Regulars say it’s interesting how the pros, good as they are, are often outshined by Joe Blows. For example, Frank McCourt, the Pulitzer Prize-winning author of “Angela’s Ashes,” charmed his audience during an evening of teachers’ stories. But it was Jannuzzi, from New Jersey, who stole the show by describing a class field trip to see “Macbeth” on Broadway (his students did “the wave” during a favorite line in the play). Jannuzzi also told how he once saved the life of a student who was choking on a Life Saver and thus discovered his own gift of gab: He told the kid a joke so funny that his laughter popped the candy out of his throat.

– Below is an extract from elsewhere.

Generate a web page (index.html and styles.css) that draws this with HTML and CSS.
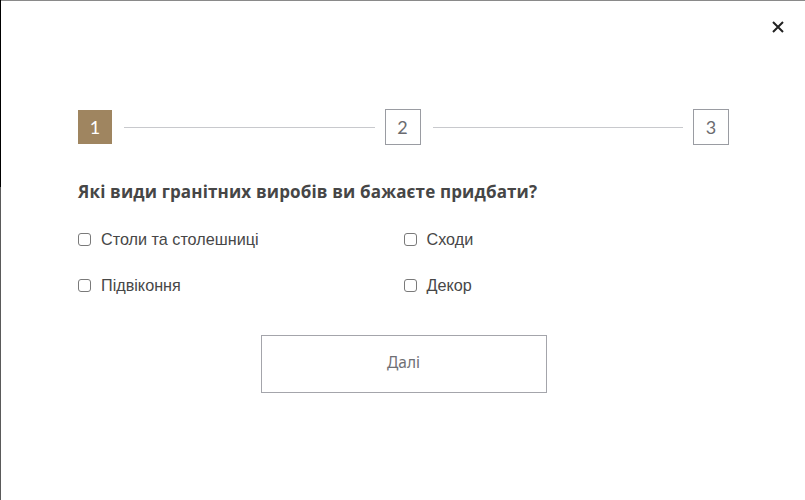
FILE: index.html
```html
<!DOCTYPE html>
<html lang="uk">
<head>
<meta charset="utf-8">
<link rel="stylesheet" href="styles.css">
</head>
<body>
<div class="modal">
  <button class="close" aria-label="Закрити">
    <svg width="12" height="12" viewBox="0 0 12 12"><path d="M1 1L11 11M11 1L1 11" stroke="#222" stroke-width="2" stroke-linecap="butt"/></svg>
  </button>
  <div class="steps">
    <div class="step active">1</div>
    <div class="line"></div>
    <div class="step">2</div>
    <div class="line"></div>
    <div class="step">3</div>
  </div>
  <h2 class="title">Які види гранітних виробів ви бажаєте придбати?</h2>
  <div class="options">
    <label class="opt"><span class="box"></span>Столи та столешниці</label>
    <label class="opt"><span class="box"></span>Сходи</label>
    <label class="opt"><span class="box"></span>Підвіконня</label>
    <label class="opt"><span class="box"></span>Декор</label>
  </div>
  <div class="actions">
    <button class="next">Далі</button>
  </div>
</div>
</body>
</html>
```
FILE: styles.css
```css
html, body {
  margin: 0;
  padding: 0;
  background: #fff;
}
.modal {
  position: relative;
  box-sizing: border-box;
  width: 805px;
  height: 500px;
  border-left: 1px solid #000;
  border-image: linear-gradient(#000 0, #000 187px, #5a5a5a 187px) 1;
  box-shadow: inset 0 1px 0 #8a8a8a;
  padding: 109px 76px 0 77px;
  font-family: "Liberation Sans", Arial, sans-serif;
  color: #444;
}
.close {
  position: absolute;
  top: 21px;
  right: 21px;
  width: 12px;
  height: 12px;
  padding: 0;
  border: 0;
  background: none;
  display: flex;
}
.steps {
  display: flex;
  align-items: center;
  height: 36px;
}
.step {
  box-sizing: border-box;
  width: 36px;
  height: 36px;
  border: 1px solid #9a9ca2;
  display: flex;
  align-items: center;
  justify-content: center;
  font-family: "Lato", sans-serif;
  font-size: 18px;
  color: #6b6b70;
}
.step.active {
  width: 34px;
  height: 34px;
  border: 0;
  background: #9f8560;
  color: #fff;
}
.line {
  flex: 1;
  height: 1px;
  background: #c8c9cd;
  margin: 0 10px 0 12px;
}
.title {
  margin: 35px 0 0;
  font-family: "Open Sans", sans-serif;
  font-weight: 700;
  font-size: 17px;
  line-height: 24px;
  color: #464646;
  letter-spacing: 0.15px;
}
.options {
  display: grid;
  grid-template-columns: 1fr 1fr;
  row-gap: 24px;
  margin-top: 24px;
}
.opt {
  display: flex;
  align-items: center;
  height: 22px;
  font-size: 16.2px;
  color: #474747;
}
.box {
  box-sizing: border-box;
  width: 13px;
  height: 13px;
  border: 1px solid #7a7a7a;
  border-radius: 3px;
  margin-right: 10px;
}
.actions {
  display: flex;
  justify-content: center;
  margin-top: 39px;
}
.next {
  box-sizing: border-box;
  width: 286px;
  height: 58px;
  padding: 0 0 5px;
  border: 1px solid #a4a5ab;
  background: #fff;
  font-family: "Noto Sans", sans-serif;
  font-size: 15.5px;
  color: #6f6f74;
}
```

The audience’s generous spirit makes it easier to tell a story than you might imagine, and to stretch yourself creatively, said writer and Mirabella editor Nell Casey, who, as a featured Moth storyteller, described her parents’ breakup through her mother’s voice. Whatever comes out is pure and unedited, she added, thanks to the loose format and no-reading rule.

“It’s funny, they have guidelines to keep you informal, instead of formal guidelines,” she noted.

Whether that kind of spontaneity will be as successful in a city built on scripts and special effects remains to be seen. Green says L.A. clearly has its share of story lovers, if the number of people who’ve been asking for a West Coast Moth is any measure.

“They’re telling stories in the form of movies,” he said. “Now it will be interesting to see if they find stories just as compelling when it’s just a voice.”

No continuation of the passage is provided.